We talk about all these “millionaires,” but fail to include a Rahm Emanuel who managed to receive several million for his apparent fiscal and investment “expertise” or the liberal Clintonite insiders who looted Fannie and Freddie in bonuses just before these agencies imploded. The Koch brothers are deemed evil; George Soros and Warren Buffet enlightened billionaires about whose modes of acquisition of riches we must be indifferent. Anything that might upset the predetermined adolescent worldview is simply ignored in “I don’t want to hear all this” teen-aged fashion. The adolescent plays reruns of Al Gore’s mythodramas and simply thinks away the ensuing evidence of fraud and malfeasance that seems so deeply embedded in the climate change industry. The rant and temper tantrum follow in the puerile mode of being so distasteful that someone surely must give in to stop the embarrassing disturbance.

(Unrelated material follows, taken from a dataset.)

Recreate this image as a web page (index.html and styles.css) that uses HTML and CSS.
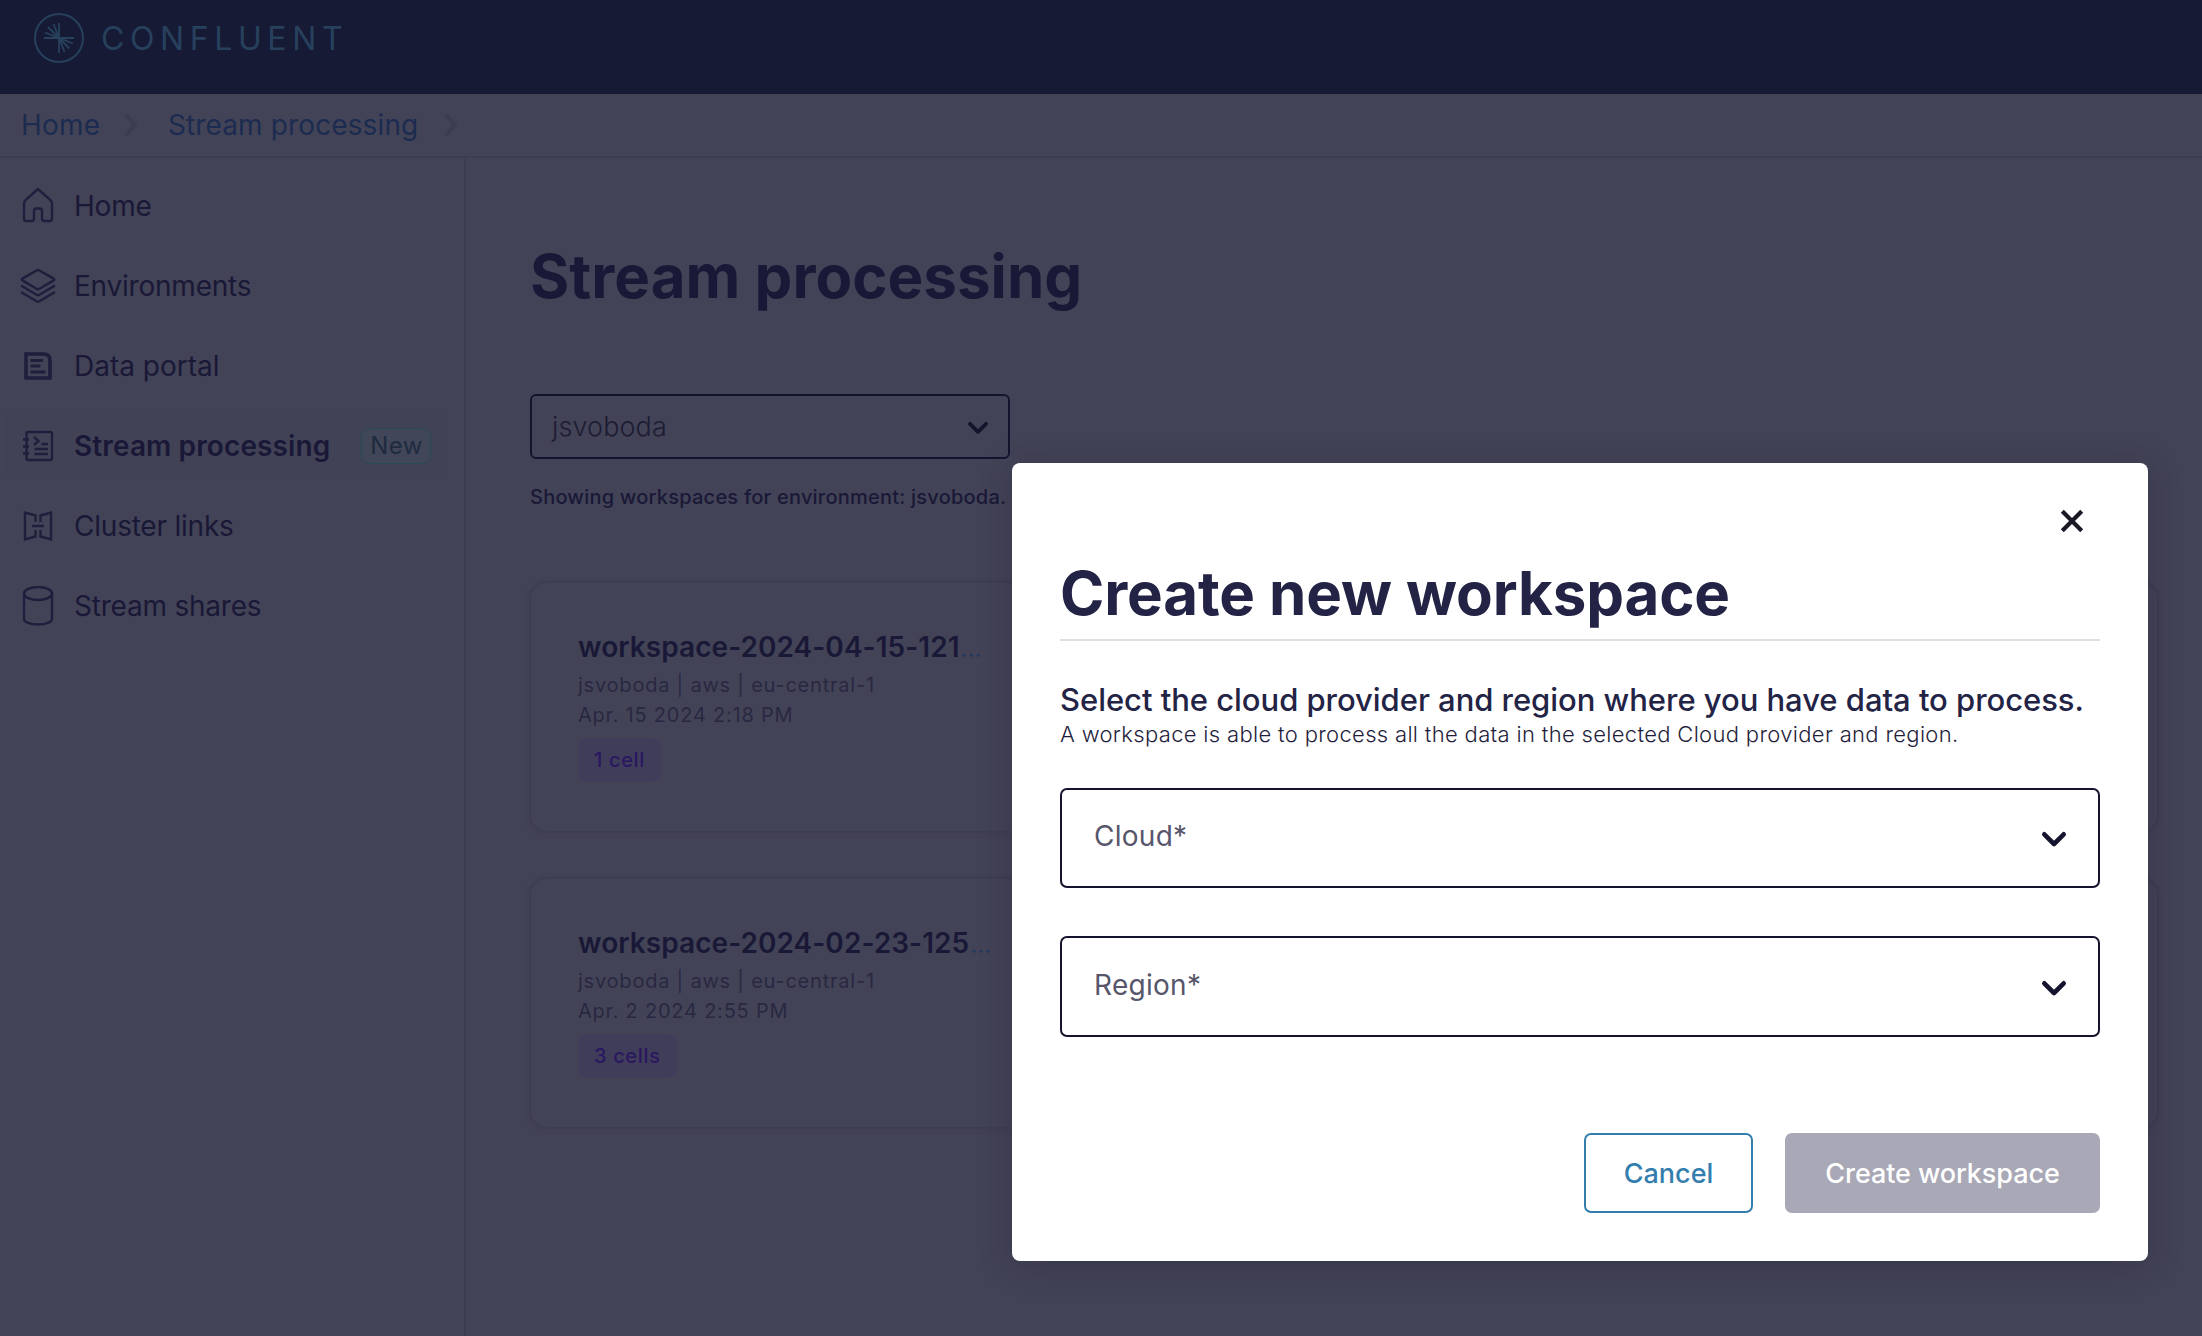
FILE: index.html
```html
<!DOCTYPE html>
<html lang="en">
<head>
<meta charset="utf-8">
<title>Stream processing</title>
<link rel="stylesheet" href="styles.css">
</head>
<body>
<header class="topbar">
  <svg class="logo" width="52" height="52" viewBox="0 0 52 52" fill="none" stroke="currentColor">
    <circle cx="26" cy="26" r="24" stroke-width="2"/>
    <path stroke-width="1.8" d="M26 11v30M11 26h30M26 26 20.5 12M26 26 15 15M26 26 12 20.5M26 26l5.5 14M26 26l10.500 10.500M26 26l14 5.500"/>
  </svg>
  <span class="wordmark">CONFLUENT</span>
</header>

<nav class="crumbs">
  <a class="crumb">Home</a>
  <svg class="crumb-sep" width="14" height="24" viewBox="0 0 14 24"><path d="M2 2l9 10-9 10"/></svg>
  <a class="crumb crumb-wide">Stream processing</a>
  <svg class="crumb-sep" width="14" height="24" viewBox="0 0 14 24"><path d="M2 2l9 10-9 10"/></svg>
</nav>

<div class="layout">
  <aside class="sidebar">
    <a class="nav-item home">
      <svg class="nav-icon" viewBox="0 0 36 40"><path d="M18 3 6 13.700q-2 1.800-2 4V32.500q0 2.500 2.500 2.500h5q2.500 0 2.500-2.500V25q0-2.500 2.500-2.500h3q2.500 0 2.500 2.500v7.500q0 2.500 2.500 2.500h5q2.500 0 2.500-2.500V17.700q0-2.200-2-4z"/></svg>
      <span>Home</span>
    </a>
    <a class="nav-item tight">
      <svg class="nav-icon" viewBox="0 0 36 40"><path d="M17 4.300 2.300 12.600q-1.200.9 0 1.800L17 23q1 .5 2 0l14.700-8.600q1.200-.9 0-1.800L19 4.300q-1-.5-2 0zM1 19.500 17 29q1 .5 2 0l16-9.500M1 26 17 35.500q1 .5 2 0L35 26"/></svg>
      <span>Environments</span>
    </a>
    <a class="nav-item">
      <svg class="nav-icon" viewBox="0 0 36 40"><path stroke-width="3.600" d="M6 8h17.500q6.500 0 6.500 6.500V32H6z"/><path stroke-width="2.800" d="M10.500 14.500h12.500M10.500 20h10M10.500 26h15"/></svg>
      <span>Data portal</span>
    </a>
    <a class="nav-item active">
      <svg class="nav-icon" viewBox="0 0 36 40"><rect x="6.500" y="6" width="25.500" height="28" rx="1.500"/><path d="M3 13.500h6M3 20.500h6M3 27.500h6M14 11l4.500 4-4.500 4M21.500 18H28M14.500 23H28M14.500 28H28"/></svg>
      <span>Stream processing</span>
      <em class="badge">New</em>
    </a>
    <a class="nav-item tight">
      <svg class="nav-icon" viewBox="0 0 36 40"><path d="M15.500 16V9.500L5 6.500v27l10.500-3V24M20.500 16V9.500L31 6.500v27l-10.500-3V24M12 20h12"/></svg>
      <span>Cluster links</span>
    </a>
    <a class="nav-item tight">
      <svg class="nav-icon" viewBox="0 0 36 40"><ellipse cx="18" cy="7.500" rx="14" ry="6.500"/><path d="M4 7.500V33c0 3 6 5.500 14 5.500S32 36 32 33V7.500"/></svg>
      <span>Stream shares</span>
    </a>
  </aside>

  <main class="content">
    <h1 class="page-title">Stream processing</h1>
    <div class="env-select">
      <span>jsvoboda</span>
      <svg width="22" height="14" viewBox="0 0 22 14"><path d="M3 2.800l8 8 8-8"/></svg>
    </div>
    <p class="caption">Showing workspaces for environment: jsvoboda.</p>
    <div class="cards">
      <article class="card">
        <h2 class="card-title">workspace-2024-04-15-121<span class="dots">...</span></h2>
        <p class="meta">jsvoboda | aws | eu-central-1</p>
        <p class="meta">Apr. 15 2024 2:18 PM</p>
        <span class="chip">1 cell</span>
      </article>
      <article class="card"></article>
      <article class="card"></article>
      <article class="card">
        <h2 class="card-title">workspace-2024-02-23-125<span class="dots">...</span></h2>
        <p class="meta">jsvoboda | aws | eu-central-1</p>
        <p class="meta">Apr. 2 2024 2:55 PM</p>
        <span class="chip">3 cells</span>
      </article>
      <article class="card"></article>
      <article class="card"></article>
    </div>
  </main>
</div>

<section class="modal">
  <div class="modal-top">
    <svg width="24" height="24" viewBox="0 0 24 24"><path d="M2.300 2.300l19.400 19.400M21.700 2.300L2.300 21.700"/></svg>
  </div>
  <h2 class="modal-title">Create new workspace</h2>
  <p class="lead">Select the cloud provider and region where you have data to process.</p>
  <p class="hint">A workspace is able to process all the data in the selected Cloud provider and region.</p>
  <div class="field">
    <span>Cloud*</span>
    <svg width="26" height="17" viewBox="0 0 26 17"><path d="M3.300 3.300l9.700 9.700 9.700-9.700"/></svg>
  </div>
  <div class="field field-region">
    <span>Region*</span>
    <svg width="26" height="17" viewBox="0 0 26 17"><path d="M3.300 3.300l9.700 9.700 9.700-9.700"/></svg>
  </div>
  <div class="actions">
    <button class="btn btn-cancel">Cancel</button>
    <button class="btn btn-create">Create workspace</button>
  </div>
</section>
</body>
</html>
```
FILE: styles.css
```css
* { box-sizing: border-box; margin: 0; padding: 0; }

body {
  width: 2202px;
  height: 1336px;
  overflow: hidden;
  position: relative;
  background: #434357;
  color: #191836;
  font-family: Inter, "Liberation Sans", sans-serif;
  font-size: 28px;
  line-height: 34px;
}

svg { flex: none; fill: none; }

.topbar {
  height: 94px;
  padding: 12px 0 0 33px;
  display: flex;
  align-items: flex-start;
  gap: 16px;
  background: #161a35;
  color: #27405c;
}
.wordmark {
  font-size: 32px;
  font-weight: 400;
  line-height: 53px;
  letter-spacing: 5.6px;
}

.crumbs {
  height: 64px;
  padding: 0 21px;
  display: flex;
  align-items: center;
  border-bottom: 2px solid #3d3d52;
  color: #1c2b50;
}
.crumb { width: 103px; letter-spacing: 0.2px; }
.crumb-wide { width: 276px; letter-spacing: 0.12px; }
.crumb-sep { stroke: #3b3b52; stroke-width: 4; }
.crumb + .crumb-sep { margin-right: 30px; }

.layout { display: flex; height: 1178px; }

.sidebar {
  width: 466px;
  padding: 16px 16px 0 3px;
  border-right: 2px solid #3d3d52;
  display: flex;
  flex-direction: column;
  gap: 16px;
}
.nav-item {
  height: 64px;
  padding-left: 17px;
  display: flex;
  align-items: center;
  gap: 18px;
  border-radius: 6px;
}
.home { letter-spacing: -0.2px; }
.tight { letter-spacing: -0.22px; }
.nav-icon { width: 36px; height: 40px; stroke: #1f1e3c; stroke-width: 2.4; }
.active { background: #424256; font-weight: 600; letter-spacing: 0.12px; }
.badge {
  width: 70px;
  height: 36px;
  margin-left: 13px;
  border: 1px solid #264c57;
  border-radius: 8px;
  background: #414658;
  color: #1e2b40;
  font-size: 24px;
  font-style: normal;
  font-weight: 400;
  letter-spacing: 0.4px;
  line-height: 33px;
  text-align: center;
}

.content { padding: 82px 0 0 64px; width: 1736px; }
.page-title { font-size: 60px; font-weight: 700; line-height: 73px; letter-spacing: 0.03px; }
.env-select {
  width: 480px;
  height: 65px;
  margin-top: 81px;
  padding: 0 19px 0 20px;
  display: flex;
  align-items: center;
  justify-content: space-between;
  border: 2px solid #15142f;
  border-radius: 6px;
  font-size: 27px;
  font-weight: 300;
  letter-spacing: 0.1px;
  color: #1d1c33;
}
.env-select svg { margin-top: 2px; stroke: #15142f; stroke-width: 3.8; stroke-linecap: round; stroke-linejoin: round; }
.caption { margin-top: 26px; font-size: 20px; font-weight: 500; line-height: 24px; letter-spacing: 0.22px; }

.cards {
  width: 1630px;
  margin-top: 72px;
  margin-left: -1px;
  display: grid;
  grid-template-columns: repeat(3, 1fr);
  grid-auto-rows: 252px;
  gap: 44px;
}
.card {
  padding: 46px 0 0 47px;
  border: 2px solid #3e3e52;
  border-radius: 18px;
  box-shadow: 0 2px 6px rgba(32, 30, 60, 0.08);
}
.card-title { font-size: 28px; font-weight: 600; line-height: 36px; letter-spacing: 0.05px; white-space: nowrap; }
.dots { margin-left: 1px; font-size: 25px; font-weight: 400; letter-spacing: -0.3px; color: #263b5c; }
.meta { font-size: 20px; line-height: 30px; color: #292842; letter-spacing: 0.78px; white-space: nowrap; }
.card-title + .meta { margin-top: 4px; }
.chip {
  display: inline-block;
  height: 44px;
  margin-top: 8px;
  padding: 0 16px;
  border-radius: 8px;
  background: #403d5a;
  color: #2a1760;
  font-size: 20px;
  font-weight: 500;
  line-height: 44px;
  letter-spacing: 0.65px;
}

.modal {
  position: absolute;
  left: 1012px;
  top: 463px;
  width: 1136px;
  height: 798px;
  padding: 46px 48px 48px;
  border-radius: 8px;
  background: #fff;
  color: #232345;
  box-shadow: 0 4px 32px rgba(30, 28, 50, 0.32);
}
.modal-top { height: 48px; padding-right: 16px; display: flex; justify-content: flex-end; }
.modal-top svg { stroke: #191926; stroke-width: 4.2; }
.modal-title {
  height: 84px;
  border-bottom: 2px solid #dedee4;
  font-size: 60px;
  font-weight: 700;
  line-height: 73px;
  letter-spacing: -0.12px;
}
.lead { margin-top: 40px; font-size: 31px; font-weight: 500; line-height: 38px; letter-spacing: -0.04px; white-space: nowrap; }
.hint { margin-top: 1px; font-size: 22px; font-weight: 300; line-height: 28px; letter-spacing: 0.325px; color: #1f1e3c; }
.field {
  height: 100px;
  margin-top: 40px;
  padding: 0 31px 0 32px;
  display: flex;
  align-items: center;
  justify-content: space-between;
  border: 2px solid #15142f;
  border-radius: 7px;
  color: #57566b;
  letter-spacing: 0.28px;
}
.field span { margin-top: -4px; }
.field svg { margin-top: 3px; stroke: #15142f; stroke-width: 4.6; stroke-linecap: round; stroke-linejoin: round; }
.field-region { height: 101px; margin-top: 48px; }
.actions { margin-top: 96px; display: flex; justify-content: flex-end; gap: 32px; }
.btn {
  height: 80px;
  border: 2px solid transparent;
  border-radius: 7px;
  font-family: inherit;
  font-size: 27px;
  font-weight: 500;
}
.btn-cancel { width: 169px; border-color: #337eae; background: #fff; color: #337eae; }
.btn-create { width: 315px; background: #a9a8b6; color: #fff; letter-spacing: -0.08px; }
```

There are lots of issues involved in Wisconsin, in the impending financial and fuel crises, and in the sense of American impotency abroad. Yet a common denominator is a national adolescence, in which we want what we have not earned. We demand the world be the way that it cannot; and we don’t wish to hear “unfair” arguments from “bad” and “mean” people.

©2011 Victor Davis Hanson

Posted by: gator at February 28, 2011 12:31 PM


That's how I feel, just shut down the d--n thing!! ;/

Posted by: jan at February 28, 2011 07:48 PM


Great input thank you.

Gator thank you for the article by Hanson.